Was the filming or the angle of the lights perfect? No. Did this experience and others stretched and engaged the students in ways that can not be explained? Yes. There was no choice but to be fully engaged and at a new level - the task demands that students must acquire audience feedback. A talkback session was conducted with peers to be online again via the google chat feature who willingly at different time zones offered their honest and thought provoking feedback of the piece allowing the student to fully reflect on his intentions and artistic choices. The feedback too in this VLE talk-back for the student was immediate. One of the key essentials in any class performance work -that all drama teachers will recognise- how the development of the atmosphere in the space, the safety and the ability to be able to confidently feedback without judgment to allow for more learning and the willingness to take more risks the next time. Without prior experience and the relationships formed in the real physical building of our small school this would have been near impossible to try to cultivate online.
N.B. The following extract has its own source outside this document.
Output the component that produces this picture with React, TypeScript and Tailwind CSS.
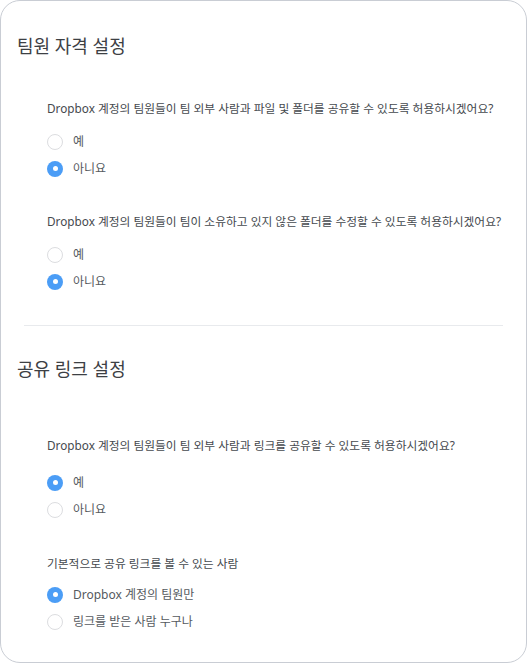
const font = { fontFamily: '"Noto Sans", "Noto Sans CJK KR", sans-serif' };

function Radio({ checked, label }: { checked: boolean; label: string }) {
  return (
    <div className="flex h-[27px] items-center">
      {checked ? (
        <span className="flex h-4 w-4 items-center justify-center rounded-full bg-[#4b9df6]">
          <span className="h-[5px] w-[5px] rounded-full bg-white" />
        </span>
      ) : (
        <span className="h-4 w-4 rounded-full border border-[#dcdde0] bg-white" />
      )}
      <span className="ml-[10px] text-[12px] text-[#555a60]">{label}</span>
    </div>
  );
}

function Question({ text, className }: { text: string; className: string }) {
  return <p className={`h-[18px] text-[11.75px] leading-[18px] text-[#45494e] ${className}`}>{text}</p>;
}

export default function App() {
  return (
    <div style={font} className="h-[664px] w-[527px] bg-white">
      <div className="h-[663px] w-[527px] rounded-[20px] border border-[#c9cdd4] bg-white pt-[33px]">
        <h2 className="ml-[16px] h-[24px] text-[18px] leading-[24px] text-[#3d4044]">팀원 자격 설정</h2>
        <div className="pl-[46px]">
          <Question className="mt-[41px]" text="Dropbox 계정의 팀원들이 팀 외부 사람과 파일 및 폴더를 공유할 수 있도록 허용하시겠어요?" />
          <div className="mt-[11px]">
            <Radio checked={false} label="예" />
            <Radio checked label="아니요" />
          </div>
          <Question className="mt-[30px]" text="Dropbox 계정의 팀원들이 팀이 소유하고 있지 않은 폴더를 수정할 수 있도록 허용하시겠어요?" />
          <div className="mt-[11px]">
            <Radio checked={false} label="예" />
            <Radio checked label="아니요" />
          </div>
        </div>
        <div className="mx-[23px] mt-[30px] h-px bg-[#e8eaed]" />
        <h2 className="ml-[16px] mt-[31px] h-[24px] text-[18px] leading-[24px] text-[#3d4044]">공유 링크 설정</h2>
        <div className="pl-[46px]">
          <Question className="mt-[55px]" text="Dropbox 계정의 팀원들이 팀 외부 사람과 링크를 공유할 수 있도록 허용하시겠어요?" />
          <div className="mt-[15px]">
            <Radio checked label="예" />
            <Radio checked={false} label="아니요" />
          </div>
          <Question className="mt-[31px]" text="기본적으로 공유 링크를 볼 수 있는 사람" />
          <div className="mt-[9px]">
            <Radio checked label="Dropbox 계정의 팀원만" />
            <Radio checked={false} label="링크를 받은 사람 누구나" />
          </div>
        </div>
      </div>
    </div>
  );
}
For the teacher, that’s me, well I managed to improve my own learning like how to compress files. I improved how to give more focussed feedback, listen to my students and unmute myself. My operation through the use of google was for me and my students essential. To work at how to develop a sense of ease in an online environment by offering more encouragement and simple rules for talking with a mute or not to mute. All of this when online makes it so much harder to pick up the physical and vocal clues of behaviour on screen - drama teaching is so personal, it is about telling and listening to stories, collaborating, sharing and allowing students to direct their own voice- most of which cannot be fully replaced by the VLE. However, it has to be said that as a teacher I am thankful that ISB was ahead of the curve and as a faculty we were fully prepared to go into a VLE and were encouraged to go with the less is more at this time. Earlier in the year ISB held a Google summit for all faculty to attend and this without a doubt helped to extend our use of the class room suite, develop our own sites, explore apps and choose and play with what was best to suit the individual needs of our classes. We also tested how this would work with our classes before the school physically closed with support from our IT team. All of this work behind the scenes at ISB contributed in ensuring students had the confidence to fulfill the demands of their final tasks during our VLE lockdown with success.
For me I believe the arts will always matter, perhaps now more than ever and for my graduating theatre class, and their families I think we all now know that maintaining relationships in our classrooms and making them personal is so important in being able to achieve a task to its fullest at a time of real crisis.
This is my shared tribute and public congratulations to the work of the ISB Theatre class of 2020!